Il en va de la proximité de certains esprits comme de ces évidences de lumières crépusculaires. Ainsi pour moi de Walter Benjamin et de Vincent Bounoure, des dents aux lèvres de la pensée, dans leurs initiales si proches. Les abîmes du négatif n’ayant d’opposable que l’impératif catégorique moral, à partir duquel seulement l’homme s’éveille, voilà sans doute ce qui me parut très tôt l’étoile au front de ces éveilleurs de lucidité, de ces garnements du désespoir à l’implacable rigueur. J’y songeais en relisant certains textes de Vincent Bounoure, publiés dans Moments du surréalisme, et qui me le restituaient dans la mélancolie d’un « On joue » ? De l’enfant berlinois s’en allant vers l’allégorie, l’angelus novus et le matérialisme historique à l’épée dans la neige comme matrice de plus en plus lutée, dans un mouvement surréaliste je sais combien nous avons besoin de leur vigilance critique, la seule capable d’ouvrir à l’adulte le chemin buissonnier des merveilles. Ces deux-là ne choisirent jamais un chemin parce qu’il fallait bien vivre, c’est-à-dire se soumettre.

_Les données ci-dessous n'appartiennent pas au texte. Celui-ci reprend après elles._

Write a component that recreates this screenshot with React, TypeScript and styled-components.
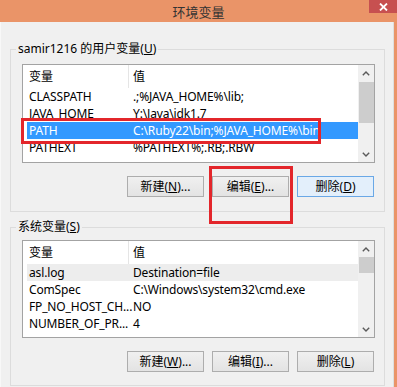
import React from 'react';
import styled, { createGlobalStyle } from 'styled-components';

const GlobalStyle = createGlobalStyle`
  html, body { margin: 0; padding: 0; background: #f0f0f0; }
  body {
    font-family: 'Noto Sans', 'Noto Sans CJK SC', sans-serif;
    font-size: 12px;
    color: #000;
  }
  * { box-sizing: border-box; }
`;

const Window = styled.div`
  position: relative;
  width: 397px;
  height: 387px;
  overflow: hidden;
  background: #ea9468;
  display: flex;
  flex-direction: column;
`;

const TitleBar = styled.div`
  position: relative;
  height: 22px;
  flex: none;
  display: flex;
  align-items: center;
  justify-content: center;
  font-family: 'Noto Sans CJK SC', sans-serif;
  font-size: 13px;
  color: #333;
`;

const CloseButton = styled.div`
  position: absolute;
  top: 0;
  right: 0;
  width: 28px;
  height: 13px;
  background: #c75050;
  display: flex;
  align-items: center;
  justify-content: center;
`;

const Client = styled.div`
  flex: 1;
  width: 394px;
  background: #f0f0f0;
  border-right: 1px solid #dedede;
  border-left: 1px solid #f8f8f8;
  padding: 27px 0 0 9px;
  display: flex;
  flex-direction: column;
`;

const GroupBox = styled.div<{ $h: number; $top: number; $padTop: number }>`
  position: relative;
  width: 375px;
  height: ${(p) => p.$h}px;
  margin-top: ${(p) => p.$top}px;
  border: 1px solid #dcdcdc;
  padding: ${(p) => p.$padTop}px 9px 0 11px;
  display: flex;
  flex-direction: column;
`;

const Legend = styled.span`
  position: absolute;
  top: -8px;
  left: 5px;
  padding: 0 2px;
  line-height: 14px;
  background: #f0f0f0;
  white-space: nowrap;
`;

const ListView = styled.div<{ $h: number }>`
  height: ${(p) => p.$h}px;
  flex: none;
  border: 1px solid #a3a3a3;
  background: #fff;
  display: flex;
`;

const ListBody = styled.div`
  flex: 1;
  overflow: hidden;
`;

const Header = styled.div`
  display: grid;
  grid-template-columns: 106px 1fr;
  height: 23px;
  line-height: 23px;
`;

const HeaderCell = styled.div<{ $first?: boolean }>`
  padding-left: ${(p) => (p.$first ? 6 : 4)}px;
  border-right: ${(p) => (p.$first ? '1px solid #e5e5e5' : 'none')};
  white-space: nowrap;
`;

const Row = styled.div<{ $state?: 'selected' | 'hover' }>`
  display: grid;
  grid-template-columns: 104px 1fr;
  height: 17px;
  line-height: 17px;
  margin-left: 4px;
  background: ${(p) =>
    p.$state === 'selected' ? '#3399ff' : p.$state === 'hover' ? '#ededed' : 'transparent'};
  color: ${(p) => (p.$state === 'selected' ? '#fff' : '#000')};
`;

const Cell = styled.div`
  padding-left: 2px;
  white-space: nowrap;
  letter-spacing: -0.15px;
`;

const ScrollBar = styled.div`
  width: 16px;
  flex: none;
  background: #f0f0f0;
  display: flex;
  flex-direction: column;
`;

const ArrowBox = styled.div`
  height: 16px;
  flex: none;
  display: flex;
  align-items: center;
  justify-content: center;
`;

const Thumb = styled.div<{ $gap: number; $h: number }>`
  margin-top: ${(p) => p.$gap}px;
  height: ${(p) => p.$h}px;
  margin-left: 1px;
  background: #cdcdcd;
  flex: none;
`;

const Track = styled.div`
  flex: 1;
`;

const ButtonRow = styled.div`
  display: flex;
  justify-content: flex-end;
  gap: 8px;
  margin-top: 13px;
  padding-right: 1px;
`;

const Button = styled.div<{ $default?: boolean }>`
  width: 77px;
  height: 21px;
  line-height: 19px;
  text-align: center;
  border: 1px solid ${(p) => (p.$default ? '#6aa8e6' : '#adadad')};
  background: ${(p) => (p.$default ? '#e3effb' : 'linear-gradient(#f0f0f0, #e3e3e3)')};
  white-space: nowrap;
`;

const Mark = styled.div<{ $x: number; $y: number; $w: number; $h: number }>`
  position: absolute;
  left: ${(p) => p.$x}px;
  top: ${(p) => p.$y}px;
  width: ${(p) => p.$w}px;
  height: ${(p) => p.$h}px;
  border: 3px solid #e3262b;
  pointer-events: none;
`;

const Chevron = ({ down }: { down?: boolean }) => (
  <svg width="8" height="5" viewBox="0 0 8 5">
    <path
      d={down ? 'M0.8 0.8 L4 4 L7.2 0.8' : 'M0.8 4.2 L4 1 L7.2 4.2'}
      fill="none"
      stroke="#5a5a5a"
      strokeWidth="1.4"
    />
  </svg>
);

type Item = { name: string; value: string; state?: 'selected' | 'hover' };

const VarList = ({
  items,
  height,
  thumbGap,
  thumbH,
}: {
  items: Item[];
  height: number;
  thumbGap: number;
  thumbH: number;
}) => (
  <ListView $h={height}>
    <ListBody>
      <Header>
        <HeaderCell $first>变量</HeaderCell>
        <HeaderCell>值</HeaderCell>
      </Header>
      {items.map((it) => (
        <Row key={it.name} $state={it.state}>
          <Cell>{it.name}</Cell>
          <Cell>{it.value}</Cell>
        </Row>
      ))}
    </ListBody>
    <ScrollBar>
      <ArrowBox>
        <Chevron />
      </ArrowBox>
      <Thumb $gap={thumbGap} $h={thumbH} />
      <Track />
      <ArrowBox>
        <Chevron down />
      </ArrowBox>
    </ScrollBar>
  </ListView>
);

const userVars: Item[] = [
  { name: 'CLASSPATH', value: '.;%JAVA_HOME%\\lib;' },
  { name: 'JAVA_HOME', value: 'Y:\\Java\\jdk1.7' },
  { name: 'PATH', value: 'C:\\Ruby22\\bin;%JAVA_HOME%\\bin', state: 'selected' },
  { name: 'PATHEXT', value: '%PATHEXT%;.RB;.RBW' },
];

const sysVars: Item[] = [
  { name: 'asl.log', value: 'Destination=file', state: 'hover' },
  { name: 'ComSpec', value: 'C:\\Windows\\system32\\cmd.exe' },
  { name: 'FP_NO_HOST_CH...', value: 'NO' },
  { name: 'NUMBER_OF_PR...', value: '4' },
];

const Btn = ({ label, hot, tail, primary }: { label: string; hot: string; tail: string; primary?: boolean }) => (
  <Button $default={primary}>
    {label}(<u>{hot}</u>){tail}
  </Button>
);

export default function App() {
  return (
    <>
      <GlobalStyle />
      <Window>
        <TitleBar>
          环境变量
          <CloseButton>
            <svg width="9" height="8" viewBox="0 0 9 8">
              <path d="M1 0.5 L8 7.5 M8 0.5 L1 7.5" stroke="#fff" strokeWidth="1.8" />
            </svg>
          </CloseButton>
        </TitleBar>
        <Client>
          <GroupBox $h={163} $top={0} $padTop={14}>
            <Legend>
              samir1216 的用户变量(<u>U</u>)
            </Legend>
            <VarList items={userVars} height={99} thumbGap={1} thumbH={41} />
            <ButtonRow>
              <Btn label="新建" hot="N" tail="..." />
              <Btn label="编辑" hot="E" tail="..." />
              <Btn label="删除" hot="D" tail="" primary />
            </ButtonRow>
          </GroupBox>
          <GroupBox $h={159} $top={15} $padTop={12}>
            <Legend>
              系统变量(<u>S</u>)
            </Legend>
            <VarList items={sysVars} height={98} thumbGap={0} thumbH={16} />
            <ButtonRow>
              <Btn label="新建" hot="W" tail="..." />
              <Btn label="编辑" hot="I" tail="..." />
              <Btn label="删除" hot="L" tail="" />
            </ButtonRow>
          </GroupBox>
        </Client>
        <Mark $x={21} $y={118} $w={300} $h={26} />
        <Mark $x={209} $y={166} $w={84} $h={58} />
      </Window>
    </>
  );
}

Ces Moments du surréalisme nous restituent une force en mouvement, des interrogations fondamentales qui sont encore les nôtres, du « grain à moudre » aurait-il dit, théorie et pratique d’une civilisation surréaliste, passion qui ne peut se concevoir que dès l’instant où l’histoire ne nous mord pas la nuque, et quand l’utopie se pense aussi avec Kant et Hegel. N’y verrait-on qu’une extrême vigilance face aux dangereux pièges des à-peu-près qui sont le lot de nos résistances quotidiennes, dans un monde aux enjeux brouillés à souhait par la domination généralisée du Capital, dépouillée de ses masques humanistes.


« Rien ou quoi ? » Cette question, au-delà du titre de l’enquête que tu proposas, Vincent, en 1969, est toujours nôtre y compris dans ses attendus, ses analyses et au-delà dans sa nudité même.